### Collected material
....

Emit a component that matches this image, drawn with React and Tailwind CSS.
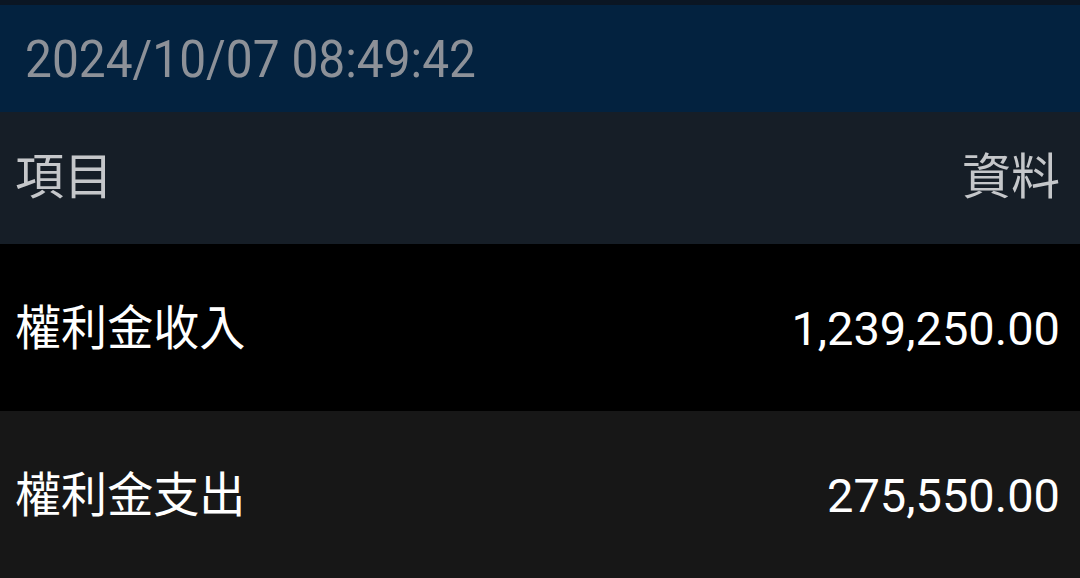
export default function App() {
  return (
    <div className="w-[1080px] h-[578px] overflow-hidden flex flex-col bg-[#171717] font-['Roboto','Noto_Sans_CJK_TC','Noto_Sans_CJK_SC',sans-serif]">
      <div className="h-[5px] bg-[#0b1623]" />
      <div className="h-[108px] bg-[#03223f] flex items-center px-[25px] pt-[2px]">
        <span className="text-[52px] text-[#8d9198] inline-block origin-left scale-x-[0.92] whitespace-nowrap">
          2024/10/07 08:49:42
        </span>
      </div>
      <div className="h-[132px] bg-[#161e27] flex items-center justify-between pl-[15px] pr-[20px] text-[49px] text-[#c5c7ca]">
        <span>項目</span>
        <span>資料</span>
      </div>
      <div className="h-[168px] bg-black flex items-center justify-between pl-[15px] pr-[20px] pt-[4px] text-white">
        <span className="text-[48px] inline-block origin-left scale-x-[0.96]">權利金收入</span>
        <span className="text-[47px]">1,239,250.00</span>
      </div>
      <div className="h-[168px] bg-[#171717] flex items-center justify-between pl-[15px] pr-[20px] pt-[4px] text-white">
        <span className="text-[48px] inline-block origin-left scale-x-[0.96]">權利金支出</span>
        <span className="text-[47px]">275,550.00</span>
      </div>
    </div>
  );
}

....

### Exercise requirements
Quote the listing above in full, except for the pictures.

### Reply to the exercise
Emit a component that matches this image, drawn with React and Tailwind CSS.
export default function App() {
  return (
    <div className="w-[1080px] h-[578px] overflow-hidden flex flex-col bg-[#171717] font-['Roboto','Noto_Sans_CJK_TC','Noto_Sans_CJK_SC',sans-serif]">
      <div className="h-[5px] bg-[#0b1623]" />
      <div className="h-[108px] bg-[#03223f] flex items-center px-[25px] pt-[2px]">
        <span className="text-[52px] text-[#8d9198] inline-block origin-left scale-x-[0.92] whitespace-nowrap">
          2024/10/07 08:49:42
        </span>
      </div>
      <div className="h-[132px] bg-[#161e27] flex items-center justify-between pl-[15px] pr-[20px] text-[49px] text-[#c5c7ca]">
        <span>項目</span>
        <span>資料</span>
      </div>
      <div className="h-[168px] bg-black flex items-center justify-between pl-[15px] pr-[20px] pt-[4px] text-white">
        <span className="text-[48px] inline-block origin-left scale-x-[0.96]">權利金收入</span>
        <span className="text-[47px]">1,239,250.00</span>
      </div>
      <div className="h-[168px] bg-[#171717] flex items-center justify-between pl-[15px] pr-[20px] pt-[4px] text-white">
        <span className="text-[48px] inline-block origin-left scale-x-[0.96]">權利金支出</span>
        <span className="text-[47px]">275,550.00</span>
      </div>
    </div>
  );
}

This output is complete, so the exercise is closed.